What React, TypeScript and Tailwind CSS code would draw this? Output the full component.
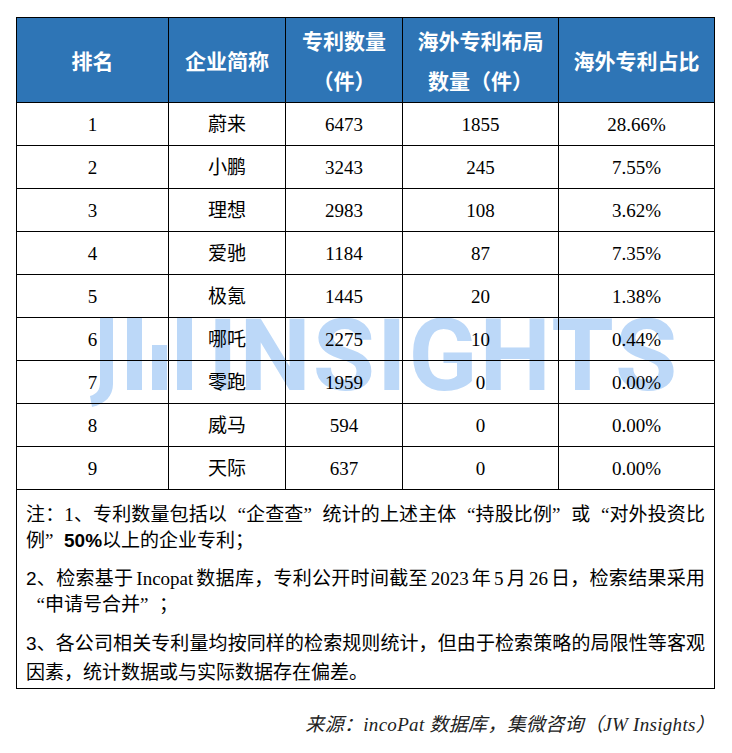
import React from 'react';

const rows = [
  ['1', '蔚来', '6473', '1855', '28.66%'],
  ['2', '小鹏', '3243', '245', '7.55%'],
  ['3', '理想', '2983', '108', '3.62%'],
  ['4', '爱驰', '1184', '87', '7.35%'],
  ['5', '极氪', '1445', '20', '1.38%'],
  ['6', '哪吒', '2275', '10', '0.44%'],
  ['7', '零跑', '1959', '0', '0.00%'],
  ['8', '威马', '594', '0', '0.00%'],
  ['9', '天际', '637', '0', '0.00%'],
];

const serif = "font-['Liberation_Serif','Noto_Sans_CJK_SC',serif]";

// full-width curly quotes, as in the source document
const Lq = () => <span className="inline-flex w-[19px] justify-end">“</span>;
const Rq = () => <span className="inline-flex w-[19px] justify-start">”</span>;

function Watermark() {
  return (
    <div className="pointer-events-none absolute left-0 top-0 z-0 h-full w-full">
      {/* JW logo mark */}
      <svg className="absolute left-[88px] top-[316px]" width="106" height="92" viewBox="0 0 106 92" fill="#bcd8f8">
        <path d="M12 2 H25 V68 C25 80 17 88 4 91 L2 80 C9 78 12 74 12 66 Z" />
        <rect x="39" y="2" width="15" height="72" />
        <rect x="64" y="29" width="15" height="45" />
        <rect x="89" y="2" width="15" height="72" />
      </svg>
      <div className="absolute left-[208px] top-[305px] font-['Roboto',sans-serif] text-[101px] font-bold leading-none tracking-[2px] text-[#bcd8f8]">
        INSIGHTS
      </div>
    </div>
  );
}

export default function App() {
  return (
    <div className="relative h-[753px] w-[732px] overflow-hidden bg-white pl-[16px] pt-[17px]">
      <Watermark />

      <table className={`relative z-10 w-[698px] table-fixed border-collapse text-black ${serif}`}>
        <colgroup>
          <col className="w-[152px]" />
          <col className="w-[117px]" />
          <col className="w-[117px]" />
          <col className="w-[156px]" />
          <col className="w-[156px]" />
        </colgroup>
        <thead>
          <tr className="h-[85px] bg-[#2e75b6] font-['Noto_Sans_CJK_SC',sans-serif] text-[21px] font-bold leading-[40px] text-white">
            <th className="border border-black text-center align-middle font-bold">排名</th>
            <th className="border border-black text-center align-middle font-bold">企业简称</th>
            <th className="border border-black text-center align-middle font-bold">
              专利数量
              <br />
              （件）
            </th>
            <th className="border border-black text-center align-middle font-bold">
              海外专利布局
              <br />
              数量（件）
            </th>
            <th className="border border-black text-center align-middle font-bold">海外专利占比</th>
          </tr>
        </thead>
        <tbody className="text-[19px]">
          {rows.map((r) => (
            <tr key={r[0]} className="h-[43px]">
              {r.map((c, i) => (
                <td key={i} className="border border-black p-0 text-center align-middle leading-none">
                  {c}
                </td>
              ))}
            </tr>
          ))}
          <tr>
            <td colSpan={5} className="border border-black px-[9px] pb-[2px] pt-[12px] align-top text-[19px] leading-[26px]">
              <div className="text-justify [text-align-last:justify]">
                注：1、专利数量包括以<Lq />企查查<Rq />统计的上述主体<Lq />持股比例<Rq />或<Lq />对外投资比
              </div>
              <div>
                例<Rq /><span className="font-['Liberation_Sans',sans-serif] font-bold">50%</span>以上的企业专利；
              </div>
              <div className="mt-[12px] text-justify [text-align-last:justify] [word-spacing:-2px]">
                <span className="font-['Liberation_Sans',sans-serif]">2</span>、检索基于 Incopat 数据库，专利公开时间截至 2023 年 5 月 26 日，检索结果采用
              </div>
              <div>
                <Lq />申请号合并<Rq />；
              </div>
              <div className="mt-[13px] text-justify [text-align-last:justify]">
                <span className="font-['Liberation_Sans',sans-serif]">3</span>、各公司相关专利量均按同样的检索规则统计，但由于检索策略的局限性等客观
              </div>
              <div className="mt-[3px]">因素，统计数据或与实际数据存在偏差。</div>
            </td>
          </tr>
        </tbody>
      </table>

      <div className={`relative z-10 mt-[23px] w-[699px] text-right text-[19px] italic leading-[26px] tracking-[0.3px] text-[#222] ${serif}`}>
        来源：incoPat 数据库，集微咨询（JW Insights）
      </div>
    </div>
  );
}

__________________________________________________

▶ _What is required_: Return all lines with the word "full" in them.

▶ _Answer for the task_:
What React, TypeScript and Tailwind CSS code would draw this? Output the full component.
// full-width curly quotes, as in the source document
    <div className="pointer-events-none absolute left-0 top-0 z-0 h-full w-full">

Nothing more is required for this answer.